Indonesia’s largest literary event, the Festival also brought together some of the nation’s most celebrated artists from across the archipelago, including prolific Indonesian poet Joko Pinurbo, one of the nation’s first female Muslim standup comedians Sakdiyah Ma’ruf, Indonesia’s leading travel writer Trinity, and French-Indonesia animated film director Pierre Coffin, among a host of others. During a discussion of some of the most exciting dance, literature and visual art being created in Indonesia today, featuring rising literary star Intan Paramaditha, leading Indonesian dancer choreographer Eko Supriyanto, and local painter Kun Adnyana, Paramaditha asked the pertinent question, “What is the role of art in promoting tolerance?”
These diverse speakers and champions of Indonesian ingenuity thrilled audiences on and off the stage. Their heroic status in the eyes of local audiences – which represented 49% of attendees – cements the Festival’s role in celebrating Indonesia’s incredibly diverse cultural landscape, and in bringing the nation’s authors, artists and activists to the world. The Festival was also honored to present a Lifetime Achievement Award to Indonesia’s first feminist writer Nh. Dini, for her extraordinary contribution to Indonesian literature. Upon receiving the Award at the Gala Opening Ceremony she commented, “I have been writing in this world for 60 years. Writing is my world. I feel extremely blessed to be receiving this Award after all this time.”

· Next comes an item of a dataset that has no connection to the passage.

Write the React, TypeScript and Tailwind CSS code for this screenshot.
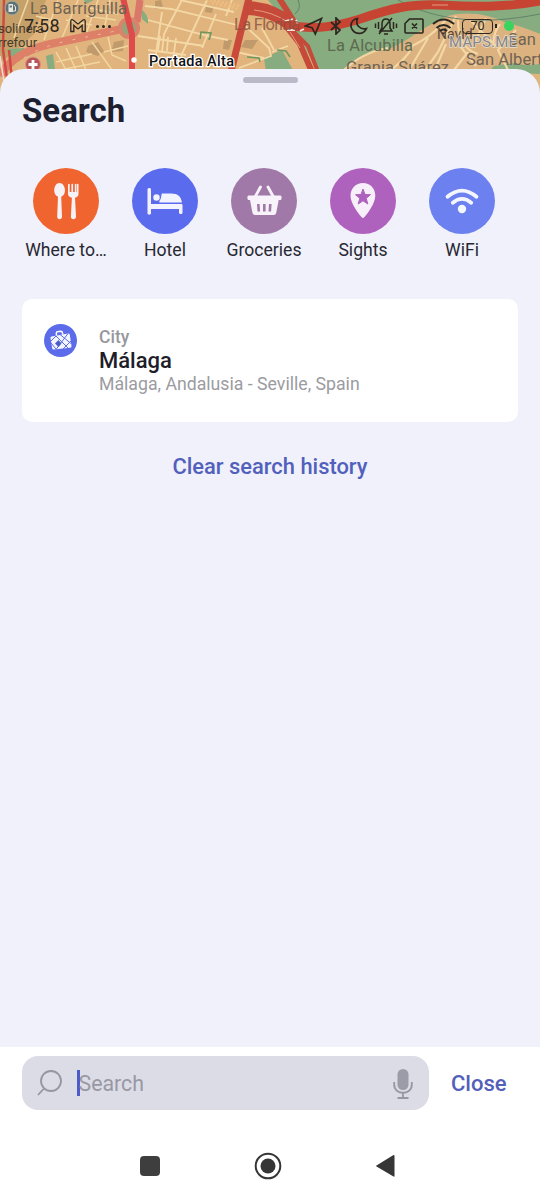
import type { ReactNode } from "react";

function MapBackdrop() {
  return (
    <svg
      className="absolute inset-x-0 top-0 w-full h-[110px]"
      viewBox="0 0 540 110"
      fill="none"
    >
      <rect width="540" height="110" fill="#e0b47c" />
      <path d="M0 0h46l-12 34-22 20-12 8z" fill="#c6a069" />
      {/* parks */}
      <g fill="#86ac80">
        <path d="M268 0H540V72H318L298 34 284 20z" />
        <path d="M264 58l18-8 12 22h-28z" />
        <path d="M8 49l16-1 1 3-14 11zM46 56l7-2 2 16h-7zM84 0h10l-8 4zM141 9q8 6 7 15l-6-5z" />
      </g>
      <path
        d="M340 74c10-14 26-22 46-24 22-8 34-22 62-34 18-5 40-2 56 6 16 4 26 8 36 12v30l-22 2-26 8z"
        fill="#dcb280"
      />
      <path d="M488 72l6-6 20-3 26 5v6z" fill="#86ac80" />
      <path
        d="M88 46l10-4 6 9-6 5-12-4zM114 42l10-2-1 11-12 1zM155 1l6-1 2 7-8 2zM206 7l8-1-2 7-7-1zM245 40l13 0-6 9-11-2zM224 40l8 0-3 10-6-1z"
        fill="#c09a6b"
      />
      {/* small streets */}
      <g stroke="#f2d6a0" strokeWidth="1.5">
        <path d="M28 0L14 38M58 0L44 40M78 0L62 38M98 0L86 34M36 16l24 6M66 20l26 5M90 8l28 6" />
        <path d="M86 16l30 4M110 0l-6 30M56 52l10 18M66 48l10 22M76 46l10 24M92 42l20 28M108 37l4 18 14 6M104 52l24-6" />
        <path d="M56 62l36-8M60 70l40-8" />
      </g>
      <g stroke="#f4d9a6" strokeWidth="1.8">
        <path d="M145 6l26 3 66 16M148 20l60 16 20 4M138 36l66 10M162 12l-6 42M182 0l-18 34-2 18M207 0l-12 26-14 30" />
        <path d="M216 14l-14 34M232 0l-6 16M180 0l54 12M160 36l-2 14M168 37l-1 14M176 38l-2 15M148 50l38 5" />
        <path d="M241 22l28 26 2 8-32 12M272 52l16-6M236 52l28 6M262 28l12 22" />
      </g>
      <g stroke="#f3d7a4" strokeWidth="2.2">
        <path d="M342 72q20-20 46-24M386 74q24-18 26-28 18-8 34-26M408 72l20-34M424 72l14-20 18-36M446 44l-12 28" />
        <path d="M458 20q0 28 20 34M470 20l26 26M486 18l-12 26M500 24q-8 10-6 24M516 30l-18 20 10 20M454 70l14-18M476 66l-16-20" />
      </g>
      <g stroke="#f0bd80" strokeDasharray="2 2" strokeWidth="3">
        <path d="M206 -1l34 7M212 3l26 6" />
      </g>
      <g stroke="#6f9560" strokeWidth="1.600">
        <path d="M200 39l1-7 10 1-2 7M247 57l12 1 1 4M277 50l9 1 4 6" />
      </g>
      <path d="M298 0q4 8-3 14M540 14c-60 12-105 6-142-14" stroke="#64836a" strokeWidth="1" />
      {/* avenues */}
      <path d="M0 76Q14 50 60 42L122 29" stroke="#de7f68" strokeWidth="8" />
      <path d="M24 58Q40 47 67 41L116 31" stroke="#f0b8a0" strokeWidth="1" strokeDasharray="3 10" />
      <path d="M140 0l-3 22" stroke="#d9776a" strokeWidth="7" />
      <circle cx="129" cy="28" r="9" fill="#94a478" stroke="#d9826c" strokeWidth="4" />
      <path d="M123-2L132 35V72" stroke="#dd4c4b" strokeWidth="6" />
      <path d="M4 0L3 50 7 78M9 50l3 30" stroke="#cf4a42" strokeWidth="2.5" />
      <path d="M0 56l4 26" stroke="#f1dcd6" strokeWidth="1.5" />
      <path d="M249-2L231 72" stroke="#c9493b" strokeWidth="7" />
      <path d="M246 8q24 0 46 17" stroke="#c54a3a" strokeWidth="14" />
      <path
        d="M284 25C318 30 334 27 360 19 392 8 410 4 440 5 480 7 510 7 540 1"
        stroke="#c74432"
        strokeWidth="9"
      />
      <path d="M279-2l14 22M286 26l14 18 12 28" stroke="#c54a3a" strokeWidth="6" />
      <path d="M292 30l16 16 10 26" stroke="#c54a3a" strokeWidth="4" />
      <path d="M254 10q18 2 32 11M290 32l10 16M432 5h16" stroke="#e59b80" strokeWidth="1" />
      <path d="M285 21l8-2M287 30l8 0M296 20l2 4M300 31l4-2" stroke="#eee5df" strokeWidth="1.800" />
      {/* labels */}
      <g fontFamily="Roboto, sans-serif" fill="#6f6354" fontSize="16.500">
        <text x="30" y="14" textLength="97">La Barriguilla</text>
        <text x="234" y="30" fill="#8a4f40" opacity="0.8" textLength="66">La Florida</text>
        <text x="327" y="51" fill="#60694f" textLength="86">La Alcubilla</text>
        <text x="346" y="73" textLength="103">Granja Suárez</text>
        <text x="437" y="39" fontSize="14" fill="#55493c">Navid</text>
        <text x="508" y="45">San</text>
        <text x="466" y="65" textLength="86">San Alberto</text>
        <text x="449" y="47" fill="#85868a" fontSize="15" textLength="68" stroke="#e9dcc8" strokeWidth="1.500" paintOrder="stroke">
          MAPS.ME
        </text>
        <text x="-2" y="33" fill="#453b2e" fontSize="13">solinera</text>
        <text x="-2" y="47" fill="#453b2e" fontSize="13">rrefour</text>
        <text x="149" y="66" fill="#111" fontSize="14.500" fontWeight="500" stroke="#fff" strokeWidth="2.500" paintOrder="stroke" textLength="85">
          Portada Alta
        </text>
      </g>
      <circle cx="12" cy="8" r="7" fill="#5f7376" stroke="#a9ae9a" />
      <path d="M8.500 4h4.500v8H8.500z" fill="#e7e8df" />
      <path d="M9.700 5.500h2.200v2H9.700z" fill="#5f7376" />
      <path d="M14 5l1.500 2v4H13" stroke="#e7e8df" strokeWidth="1" />
      <circle cx="33" cy="64.500" r="7.500" fill="#b9545a" stroke="#d9958a" />
      <path d="M33 60v9M28.500 64.500h9" stroke="white" strokeWidth="2.800" />
      <circle cx="134" cy="60" r="2.700" fill="white" />
    </svg>
  );
}

function StatusBar() {
  return (
    <div className="relative flex h-[52px] items-center pl-6 pr-[26px] text-[#2b261f]">
      <span className="w-[46px] text-[18px] leading-5 tracking-[0.3px]">7:58</span>
      <svg className="w-4 h-4" viewBox="0 0 16 16" fill="none" stroke="currentColor" strokeWidth="1.3">
        <path d="M.8 13.500V3Q1 1 3 2l5 4 5-4q2-1 2.200 1v10.500h-3V7.500L8 11 3.800 7.500v6z" />
      </svg>
      <span className="ml-[10px] flex gap-[3px]">
        <i className="size-[3px] rounded-full bg-current" />
        <i className="size-[3px] rounded-full bg-current" />
        <i className="size-[3px] rounded-full bg-current" />
      </span>
      <div className="ml-auto flex items-center">
        <svg className="w-[19px] h-[19px]" viewBox="0 0 19 19" fill="none" stroke="currentColor" strokeWidth="1.700">
          <path d="M17.500 1.500L1.500 9l6.500 1.700 3.300 6.300z" />
        </svg>
        <svg className="ml-[7px] w-3 h-[18px]" viewBox="0 0 12 18" fill="none" stroke="currentColor" strokeWidth="1.700">
          <path d="M1 5l9 8-4 4V1l4 4-9 8" />
        </svg>
        <svg className="ml-2 w-[18px] h-[18px]" viewBox="0 0 18 18" fill="none" stroke="currentColor" strokeWidth="1.700">
          <path d="M7.500 1.500C1 2.500-.5 9 2.500 13c3.500 5 11.500 4.500 14-1.500C9.500 13 5 7.500 7.500 1.500z" />
        </svg>
        <svg className="ml-1.5 w-6 h-5" viewBox="0 0 24 20" fill="none" stroke="currentColor" strokeWidth="1.500">
          <path d="M6 15h12l-2-3V8q0-5-4-5T8 8v4zM10 18h4M5 18L18 2M4.500 6v7M1.500 7.500v4.500M19.500 6v7M22.500 7.500v4.500" />
        </svg>
        <svg className="ml-[6px] w-5 h-4" viewBox="0 0 20 16" fill="none" stroke="currentColor" strokeWidth="1.600">
          <path d="M5.500 1H18q1 0 1 1v12q0 1-1 1H2q-1 0-1-1V5.500zM8 5.500l5 5M13 5.500l-5 5" />
        </svg>
        <svg className="ml-2 w-[23px] h-[17px]" viewBox="0 0 23 17" fill="none" stroke="currentColor" strokeWidth="2">
          <path d="M1 6Q11.500-3 22 6M4.500 10q7-6 14 0M8 13q3.500-3 7 0" />
          <path d="M9.500 14.500h4l-2 2z" fill="currentColor" stroke="none" />
        </svg>
        <span className="ml-[7px] flex h-[15px] w-[31px] items-center justify-center rounded-[4px] border-[1.5px] border-current text-[12.5px] leading-none">
          70
        </span>
        <i className="ml-[2px] h-1 w-[2px] bg-current" />
        <i className="ml-[7px] size-[10px] rounded-full bg-[#39d45e]" />
      </div>
    </div>
  );
}

function Category({ label, color, children }: { label: string; color: string; children: ReactNode }) {
  return (
    <button type="button" className="flex w-[99px] shrink-0 flex-col items-center">
      <span className={`flex size-[66px] items-center justify-center rounded-full ${color}`}>
        <svg className="size-[66px]" viewBox="0 0 66 66" fill="none">
          {children}
        </svg>
      </span>
      <span className="mt-[5px] text-[17.6px] leading-[22px] text-[#272832]">{label}</span>
    </button>
  );
}

function Categories() {
  return (
    <div className="mt-[37px] flex px-[16.5px]">
      <Category label="Where to…" color="bg-[#f0642f]">
        <g fill="#f6f1f5">
          <path d="M26.500 15c3.300 0 5.500 3.600 5.500 7.500 0 3-1.500 5.400-3.800 6.200L29 48.500c.2 3.600-5 3.600-4.800 0l.8-19.800c-2.300-.8-3.800-3.200-3.800-6.200 0-3.900 2-7.500 5.300-7.500z" />
          <path d="M35 16.500c0-1 1.700-1 1.700 0V24h1.700v-7.500c0-1 1.700-1 1.700 0V24h1.700v-7.500c0-1 1.700-1 1.700 0V24H44v-7.500c0-1 1.500-1 1.500 0V26c0 2-1.800 3.500-3.500 3.700l1 18.800c.2 3.600-5.300 3.600-5.100 0l1-18.800C37 29.500 35 28 35 26z" />
        </g>
      </Category>
      <Category label="Hotel" color="bg-[#5b6bee]">
        <g fill="#f2f3ff">
          <path d="M15.500 21.500c0-2 3.500-2 3.500 0V36h30.500q1 0 1 1v7.500c0 2-3.500 2-3.500 0V41H19v4.500c0 1.500-3.500 1.500-3.500 0z" />
          <circle cx="24.500" cy="29.500" r="3.200" />
          <path d="M30 25.500h9c7 0 10 3 11 9H28c-1 0-1-1-.5-1.700 2-2 1.500-6 2.500-7.300z" />
        </g>
      </Category>
      <Category label="Groceries" color="bg-[#a179a8]">
        <path d="M24 29l5.500-10M42.500 29L37 19" stroke="#f8f2fa" strokeWidth="2.800" strokeLinecap="round" />
        <path d="M17.500 27.500h32c1.500 0 1.500 4.500 0 4.500h-1.800l-2.500 13q-.5 2-2.500 2H24q-2 0-2.500-2L19 32h-1.500c-1.500 0-1.500-4.500 0-4.500z" fill="#f8f2fa" />
        <path d="M27.300 36l.5 7.500M33.300 36v7.500M39.300 36l-.5 7.500" stroke="#a179a8" strokeWidth="2.600" />
      </Category>
      <Category label="Sights" color="bg-[#af62bd]">
        <path d="M33 15c7 0 12.300 5.300 12.300 12.500C45.300 36 37 46 34.300 49.300q-1.300 1.600-2.600 0C29 46 20.500 36 20.500 27.500 20.500 20.300 26 15 33 15z" fill="#f7eff9" />
        <path d="M33 21l2 5.500 5.500.2-4.300 3.600 1.600 5.700-4.800-3.200-4.800 3.200 1.600-5.700-4.300-3.600 5.500-.2z" fill="#af62bd" stroke="#af62bd" strokeLinejoin="round" />
      </Category>
      <Category label="WiFi" color="bg-[#6c80ef]">
        <path d="M18.500 28.800Q33 16.500 47.500 28.800M23.800 34.800Q33 27 42.200 34.800" stroke="#f4f6ff" strokeWidth="3.800" strokeLinecap="round" />
        <circle cx="33" cy="41" r="4.200" fill="#f4f6ff" />
      </Category>
    </div>
  );
}

function HistoryCard() {
  return (
    <div className="mx-[22px] mt-[38px] flex h-[123px] rounded-[10px] bg-white pl-[22px] pt-[25px]">
      <svg className="size-[33px]" viewBox="0 0 33 33" fill="none">
        <circle cx="16.500" cy="16.500" r="16.500" fill="#5b6bea" />
        <path d="M12.500 11.500l-.2-2.500q.2-1.500 2-1.500l2.500-.2q1.500 0 1.700 1.500l.2 2" stroke="white" strokeWidth="1.500" />
        <path d="M7.500 12.500L24 9.500q1.500-.2 1.800 1.300L27.500 22q.2 1.500-1.300 1.800L10 25.500q-1.500.2-1.800-1.300L6.500 14q-.2-1.300 1-1.500z" fill="#f4f6ff" />
        <path d="M6 18l6-6 12 12M12 25.500L24 9.500M16 10.500l11 9M7 19l5 6M19 25l8-8" stroke="#5b6bea" strokeWidth="1" />
        <path d="M11 19.500l3.500-3.500 3 3.500-3 3.500z" fill="#4c5dce" />
      </svg>
      <div className="ml-[22px] mt-[2px]">
        <p className="text-[17.5px] leading-[23px] font-medium text-[#97979d]">City</p>
        <p className="text-[22px] leading-6 font-medium text-[#1d1e2a]">Málaga</p>
        <p className="text-[17.7px] leading-[23px] text-[#9b9ba1]">Málaga, Andalusia - Seville, Spain</p>
      </div>
    </div>
  );
}

function SearchBar() {
  return (
    <div className="flex h-[74px] items-start bg-white px-[22px] pt-[9px]">
      <div className="flex h-[54px] w-[407px] items-center rounded-[16px] bg-[#dcdce6] pl-[15px] pr-4">
        <svg className="size-[26px]" viewBox="0 0 26 26" fill="none" stroke="#96969f" strokeWidth="1.800">
          <circle cx="14" cy="11" r="10" />
          <path d="M7 18.500L1 25" />
        </svg>
        <span className="ml-[14px] h-[26px] w-[2.5px] bg-[#4d5ac9]" />
        <span className="-ml-px pt-[2px] text-[21.3px] text-[#9898a4]">Search</span>
        <svg className="ml-auto mt-[2px] w-5 h-[30px]" viewBox="0 0 20 30" fill="none" stroke="#9797a2" strokeWidth="1.800">
          <rect x="4.500" y="0" width="11" height="21" rx="5.500" fill="#9c9ca8" stroke="none" />
          <path d="M1.200 13v2.500c0 11 17.600 11 17.600 0V13M10 23.500V29M4.500 29h11" />
        </svg>
      </div>
      <button type="button" className="ml-[22px] mt-[15px] text-[22px] leading-[26px] font-medium text-[#5260bb]">
        Close
      </button>
    </div>
  );
}

function NavigationBar() {
  return (
    <div className="flex h-[79px] items-center bg-white pt-[10px] pl-[140px]">
      <span className="size-5 rounded-[4px] bg-[#3e3e3e]" />
      <svg className="ml-[94px] size-7" viewBox="0 0 28 28" fill="none">
        <circle cx="14" cy="14" r="12.300" stroke="#363636" strokeWidth="2" />
        <circle cx="14" cy="14" r="7.500" fill="#363636" />
      </svg>
      <svg className="ml-[93px] w-5 h-6" viewBox="0 0 20 24" fill="#363636">
        <path d="M18.500 1q1 0 1 1v20q0 1-1 .5L1.500 12.500q-1-.5 0-1z" />
      </svg>
    </div>
  );
}

export default function App() {
  return (
    <main className="relative flex h-[1200px] w-[540px] flex-col overflow-hidden bg-white font-['Roboto',sans-serif]">
      <MapBackdrop />
      <header className="h-[69px] shrink-0">
        <StatusBar />
      </header>
      <section className="relative flex h-[978px] shrink-0 flex-col rounded-t-[24px] bg-[#f0f1fa]">
        <div className="mx-auto mt-2 h-[6px] w-[55px] rounded-full bg-[#b9b9c8]" />
        <h1 className="ml-[22px] mt-2 text-[33px] leading-10 font-bold text-[#1d1e30]">Search</h1>
        <Categories />
        <HistoryCard />
        <button type="button" className="mt-[31px] self-center text-[21.9px] leading-7 font-medium text-[#5260bd]">
          Clear search history
        </button>
      </section>
      <SearchBar />
      <NavigationBar />
    </main>
  );
}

Along with the incisive Bali and Indonesia focused sessions, the 50th anniversary of ASEAN generated fervent discussions about regional politics. The UWRF was held directly after the the Asia Pacific Writers and Translators (APWT) conference in North Bali, prompting Malaysian author Bernice Chauly to state, “The problem is we’re not reading or translating each other. We’re fractured nations because of this. For ASEAN to come together we need to read each other.” Uniting 150 speakers from 30 nations, this year’s UWRF was its most culturally diverse yet, highlighting its role as the region’s leading space for meaningful cultural exchange. As APWT Director Sanaz Fotouhi commented, “We read in solitude, we write in solitude, so gatherings like UWRF are extremely important to move out of this solitude.”
Among the other international guests on this year’s lineup, UK crime writer Ian Rankin, Canada’s newest literary star Madeleine Thien, Wild Swans author Jung Chang, Malaysian human rights activist and former UN Person of the year, Marina Mahathir, bestselling British historian Simon Winchester, Australian climatologist Tim Flannery and award-winning memoirist Robert Dessaix, and Latin America’s leading author, Héctor Abad, tackled everything from migration to climate change, women’s rights to classical music, writing for children to volcanic eruptions. “The UWRF was born out of struggle, and this year’s Festival proves that after 14 years we are stronger than ever. I think we’re the most resilient Festival in the world,” commented DeNeefe. “We are proud of the role we play not only here in Bali, but also in Indonesia,” DeNeefe continued. “We shine the spotlight on this enormous and yet little known nation’s writers, artists, thinkers and performers, in the hope that the world will one day appreciate their talent, just as we do.
“I want to say thank you to all the Indonesian speakers who made this year’s Festival such a triumph for our literature and arts communities, and for our beloved island of Bali. The results are in: 96% of our audiences who came to share in the powerful, thought-provoking, and magical space they created said they would return again. We’re looking forward to welcoming you back from 24–28 October, 2018.”